Le bluegrass, c’est un peu la joie dans la tristesse et la mort dans la vie. « Surtout avec les murders ballads », explique la guitariste aux harmonies vocales claires et transperçantes. Woodland Waltz, EP paru en 2019 et Yodel Bleu, EP francophone sorti l’an passé sont de fabuleux travaux d’orfèvrerie. « À la base, on a toujours voulu se coller au genre américain, explique Léandre, on voulait garder un côté traditionnel. »

Personne ne peut leur coller l’étiquette de revivaliste sur le dos. Il y a un espace pour les instrumentistes, mais le texte et les histoires sont aussi importants. « En duo, on va prendre un moment pour écrire, un autre pour pratiquer des passages bien spécifiques, des fois on va seulement jouer des chansons qu’on aime juste pour le plaisir, il y a toujours de la musique qui tourne entre nous », dit Léandre.

« On termine l’écriture d’un album complet et l’on espère pouvoir le lancer au début 2022, confie Catherine. Quelques singles risquent de couler cet automne, mais on a toujours pas de label ».

Véranda est un véritable coup de cœur. Leurs clips vidéos sont exquis, leur adhésion totale au genre est transmissible. Voilà une ramification country qu’on voit moins souvent chez nous. La chance que nous avons…

Tomy Paré

« Métissé pas de cartes avec du sang autochtone dans la famille ». C’est ainsi que Tomy Paré, 44 ans, se présente. Nouveau venu dans l’univers de la musique country avec son excellent EP, À perpétuité, l’auteur-compositeur-interprète originaire de Neufchâtel, en banlieue de Québec, est arrivé à Montréal à l’âge de 28 ans et a pris du galon en tant que musicien de bar.

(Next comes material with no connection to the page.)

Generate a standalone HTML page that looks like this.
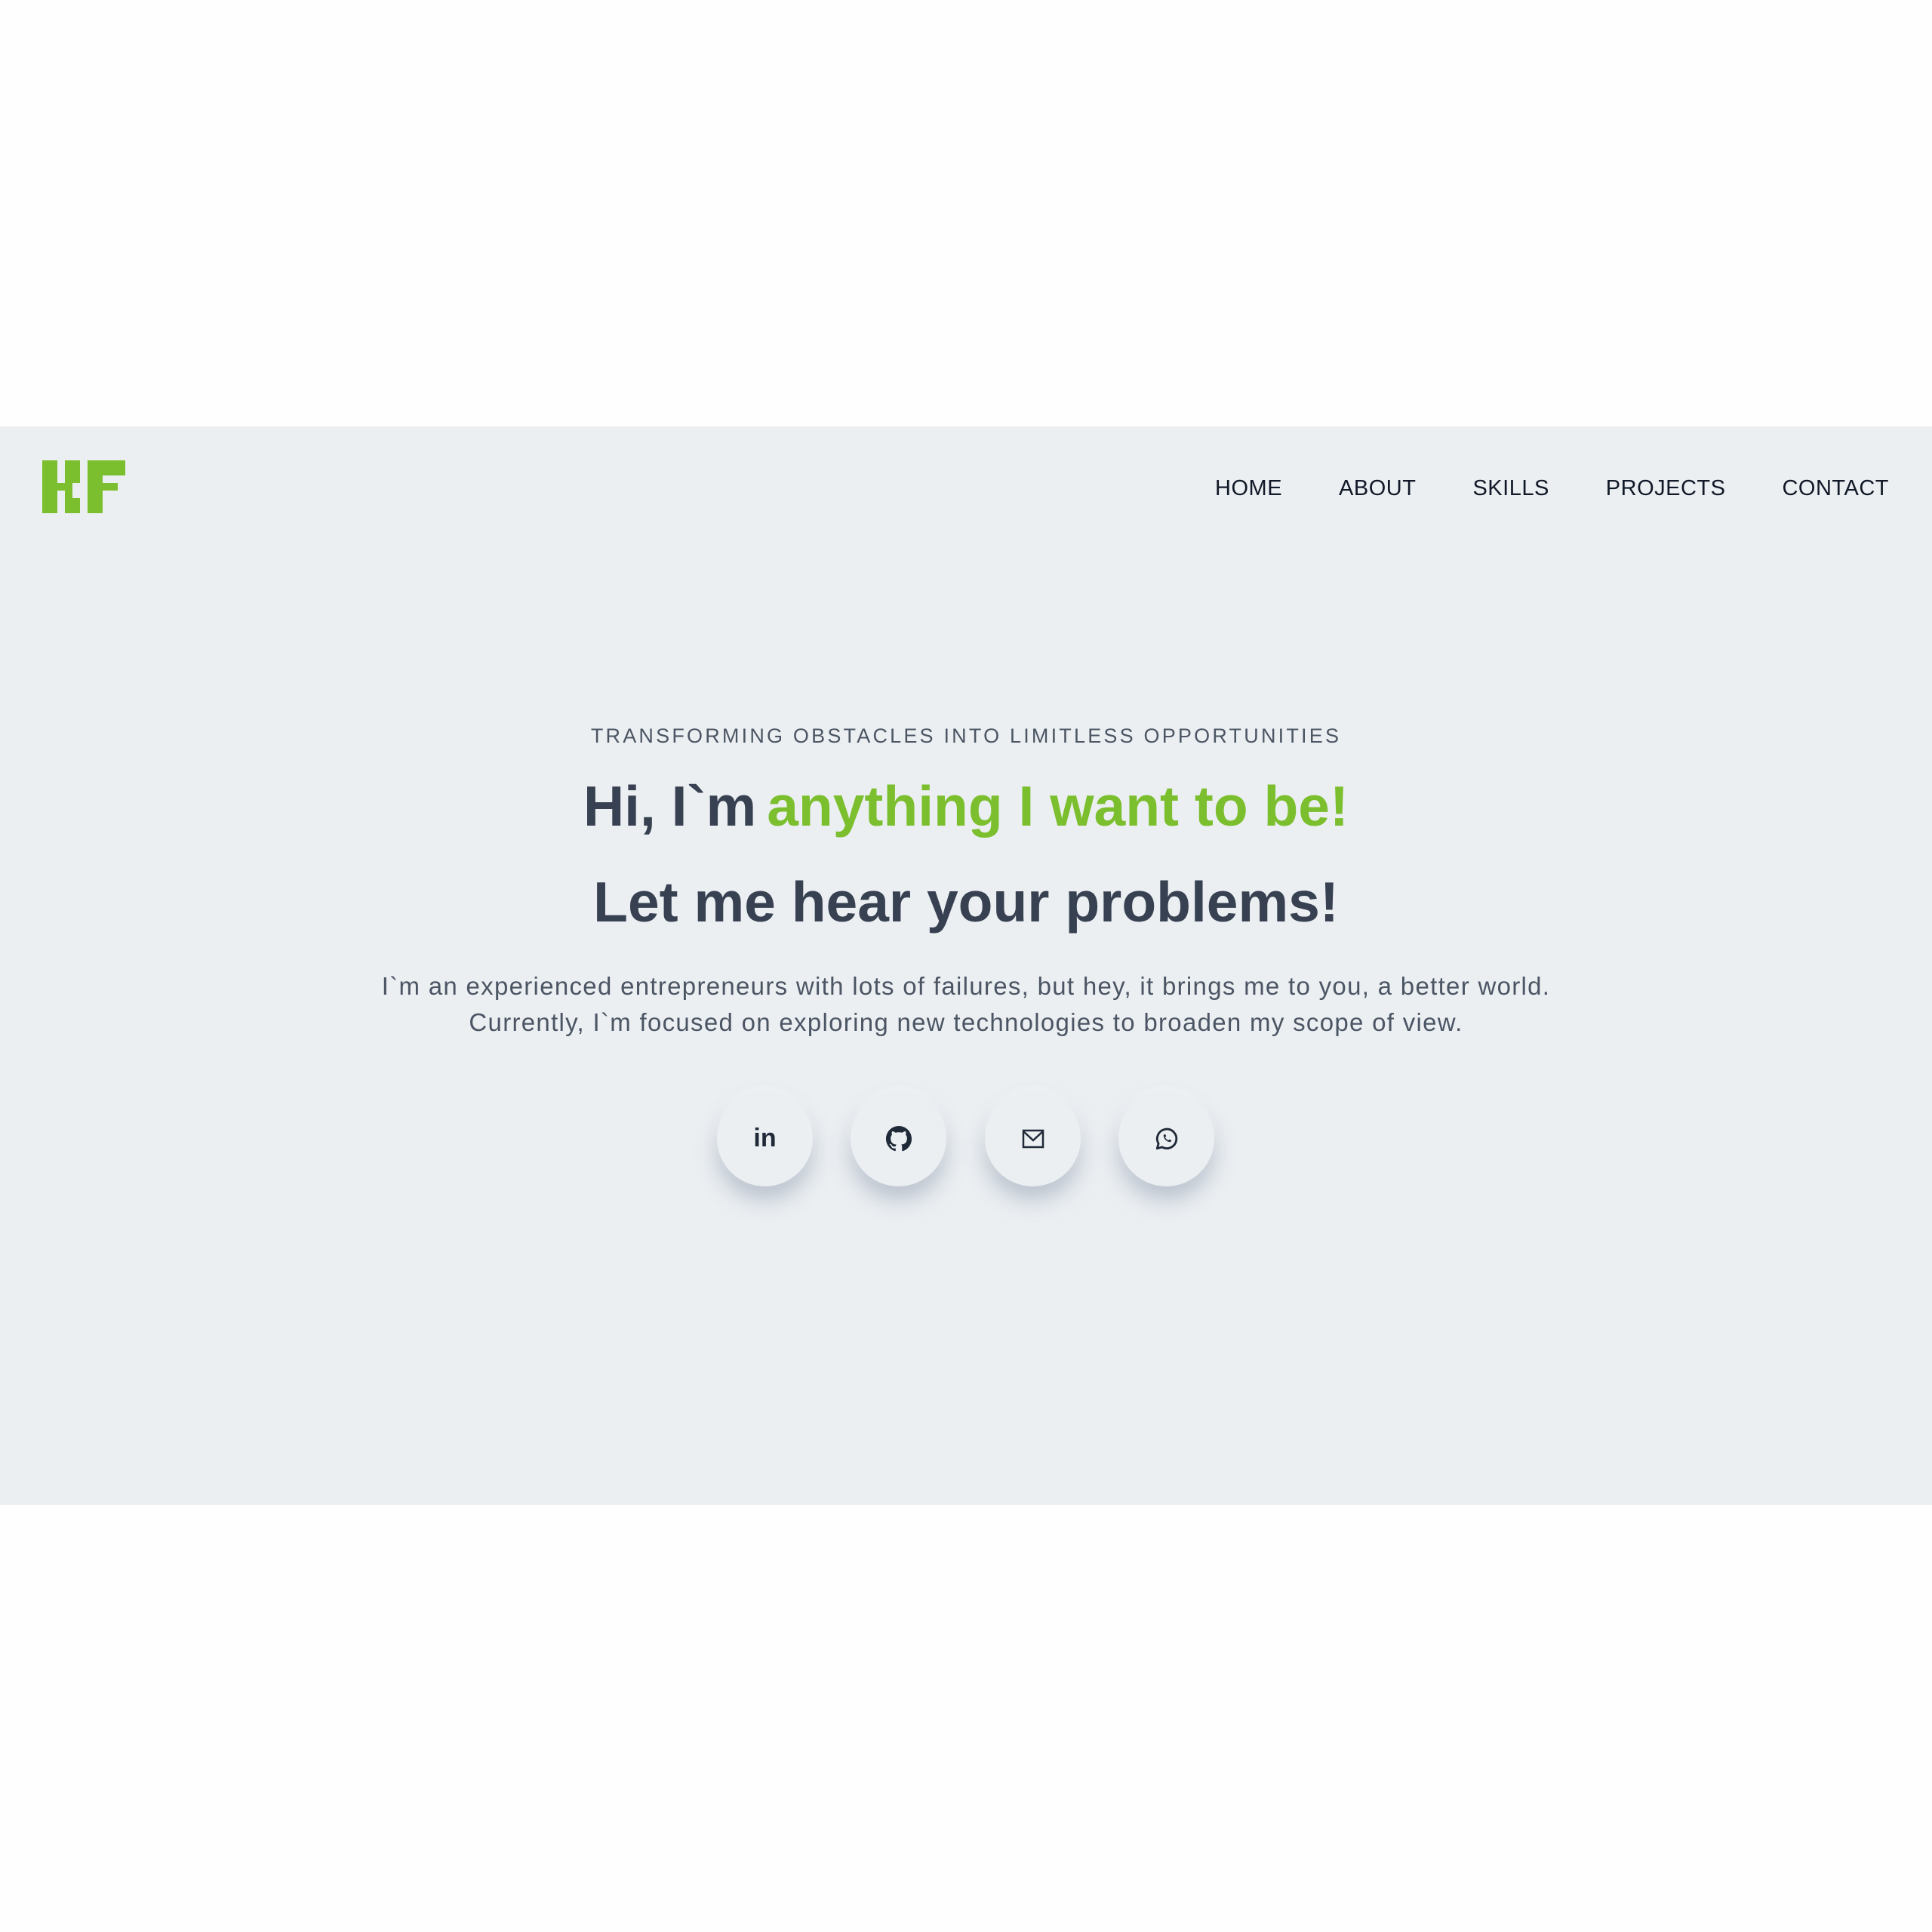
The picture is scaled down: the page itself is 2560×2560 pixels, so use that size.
<!DOCTYPE html>
<html><head><meta charset="utf-8"><style>
*{margin:0;padding:0;box-sizing:border-box}
body{width:2560px;height:2560px;background:#fefefe;font-family:"Liberation Sans",sans-serif;position:relative;overflow:hidden}
.band{position:absolute;left:0;top:565px;width:2560px;height:1429px;background:#ebeff2}
.logo{position:absolute;left:0;top:0}
.logo div{position:absolute;background:#7cbf2e}
nav{position:absolute;top:631px;right:57px;display:flex;gap:75px;font-size:29px;color:#111827;letter-spacing:.5px}
.c{position:absolute;left:0;width:2560px;text-align:center;color:#374151}
.sub{top:960px;font-size:27px;letter-spacing:3.2px;color:#4b5563}
.h1{top:1025px;font-size:75px;font-weight:bold}
.h1 span{color:#7cbf2e;margin-left:14px}
.h2{top:1152px;font-size:75px;font-weight:bold}
.p{top:1283px;font-size:33px;line-height:48px;color:#4b5563;letter-spacing:1.3px}
.ic{position:absolute;top:1445px;width:127px;height:127px;border-radius:50%;background:#ebeff2;box-shadow:0 18px 28px rgba(100,115,140,.35),0 -2px 10px rgba(255,255,255,.6);display:flex;align-items:center;justify-content:center}
</style></head><body>
<div class="band"></div>
<div class="logo">
<div style="left:56px;top:610px;width:20px;height:70px"></div>
<div style="left:86px;top:610px;width:20px;height:30px"></div>
<div style="left:76px;top:640px;width:20px;height:10px"></div>
<div style="left:86px;top:650px;width:10px;height:30px"></div>
<div style="left:96px;top:660px;width:10px;height:20px"></div>
<div style="left:116px;top:610px;width:20px;height:70px"></div>
<div style="left:116px;top:610px;width:50px;height:20px"></div>
<div style="left:116px;top:640px;width:40px;height:10px"></div>
</div>
<nav><span>HOME</span><span>ABOUT</span><span>SKILLS</span><span>PROJECTS</span><span>CONTACT</span></nav>
<div class="c sub">TRANSFORMING OBSTACLES INTO LIMITLESS OPPORTUNITIES</div>
<div class="c h1">Hi, I`m<span>anything I want to be!</span></div>
<div class="c h2">Let me hear your problems!</div>
<div class="c p">I`m an experienced entrepreneurs with lots of failures, but hey, it brings me to you, a better world.<br>Currently, I`m focused on exploring new technologies to broaden my scope of view.</div>
<div class="ic" style="left:950px"><span style="font-weight:bold;font-size:34px;color:#1f2937">in</span></div>
<div class="ic" style="left:1127px"><svg width="34" height="34" viewBox="0 0 16 16"><path fill="#1f2937" d="M8 0C3.58 0 0 3.580 0 8c0 3.54 2.29 6.53 5.47 7.59.4.07.55-.17.55-.38v-1.330c-2.23.48-2.7-1.070-2.7-1.07-.36-.92-.89-1.17-.89-1.17-.73-.5.05-.49.05-.49.8.06 1.23.83 1.23.83.71 1.23 1.87.87 2.33.66.07-.52.28-.87.51-1.07-1.78-.2-3.64-.89-3.64-3.95 0-.87.31-1.59.82-2.15-.08-.2-.36-1.02.08-2.12 0 0 .67-.21 2.2.82a7.6 7.6 0 0 1 4 0c1.53-1.04 2.2-.82 2.2-.82.44 1.1.16 1.92.08 2.12.51.56.82 1.27.82 2.15 0 3.07-1.87 3.75-3.65 3.95.29.25.54.73.54 1.48v2.2c0 .21.15.46.55.38A8 8 0 0 0 16 8c0-4.42-3.58-8-8-8z"/></svg></div>
<div class="ic" style="left:1305px"><svg width="30" height="28" viewBox="0 0 30 28"><rect x="2" y="3" width="26" height="22" fill="none" stroke="#1f2937" stroke-width="2.5"/><path d="M2 4l13 12L28 4" fill="none" stroke="#1f2937" stroke-width="2.5"/></svg></div>
<div class="ic" style="left:1482px"><svg width="34" height="34" viewBox="0 0 24 24"><path d="M3 21l1.3-4.5A9 9 0 1 1 7.7 19.8z" fill="none" stroke="#1f2937" stroke-width="2" stroke-linejoin="round"/><path d="M9 8.5c0 3 2.5 6.5 6.5 6.5l1-1.5-2-1-1 1c-1.3-.6-2.4-1.7-3-3l1-1-1-2L9 8.5z" fill="#1f2937"/></svg></div>
</body></html>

Ses habiletés pour la composition et l’écriture, il les a affinées en participant au concours Ma première place des arts en 2008 ou en ayant Luc de Larochelière comme professeur à l’École Nationale de la chanson de Granby en 2005.

« J’ai une facilité avec la composition, j’écris toutes mes musiques, à part la chanson de Luc (qui lui a offert Mes ambitions). Or, j’aime aussi avoir des textes d’auteurs ». Après deux EP en périphérie du country, Paré a mis ses œufs dans le même panier et fait venir pour À Perpétuité des musiciens réputés comme Jean-Guy Grenier, un pro de la pedal steel. Un parti pris qui commence à payer.

« Patrick Norman m’aide avec ma guitare, il me donne des trucs. J’ai été à son émission Pour l’amour du country en 2018 et depuis un an, je pratique beaucoup mon picking au pouce, je veux m’améliorer. On m’a étiqueté country d’abord à cause de ma voix. Je chante beaucoup de chansons d’amour, mais c’est aussi captivant de raconter des histoires, comme sur Tomahawk ».

Pour l’instant, Tomy Paré n’a pas de groupe. « J’engage des pigistes et j’ai une nouvelle équipe, on verra comment les choses vont se dérouler au cours de l’année. Je compose pour le prochain disque qui sortira en 2022. Une chanson à la fois ».

Ghys Mongeon

Sans rien demander à personne, Ghyslain Mongeon s’est retrouvé figure emblématique du country dans l’Outaouais. Émergent à 36 ans ? Il se retrouve dans une situation légèrement absurde et pourtant le prolifique auteur de chansons au registre country à la fois simple, mais très maîtrisé est un électron libre. Il sort rarement de son patelin même s’il a joué cinq années consécutives au Festival Western de St-Tite.

Porteur de l’expérience intime, douloureuse, il vous émeut avec trois fois rien. Son plus récent disque, Chasser l’ennui, en témoigne.

« Une dernière fois, est une chanson au sujet d’un différend avec ma sœur qui est décédée sans qu’on se soit réconcilié. Chaque chanson est liée à un fait vécu. Sur Pu Capable, facile de trouver l’inspiration: j’étais pris dans le trafic et les paroles sont sorties toutes seules ! Je mettais mon téléphone sur ‘’main libre’’ et je disais tout ce qui me passait par la tête ».

Mongeon est un roc. Tous les samedis, ses soirées virtuelles ‘’Ca va bien aller’’ sont présentées sur Facebook en direct de son salon depuis le mois de mars 2020. Increvable, il lui arrive de jouer au-delà de quatre heures. « Ce n’est pas du travail, c’est que du plaisir. On veut aller chercher le monde. Je viens comme en transe sur une scène. (rires) ».

« Je suis Québécois pure laine. Quand je chante c’est avec mon accent, je ne force rien. Je chante comme je parle ! Mon style est country, mais traditionnel aussi. J’ai trouvé mon filon et je ne dérogerai pas. Ça ne me tente pas d’avoir un son plus new country ».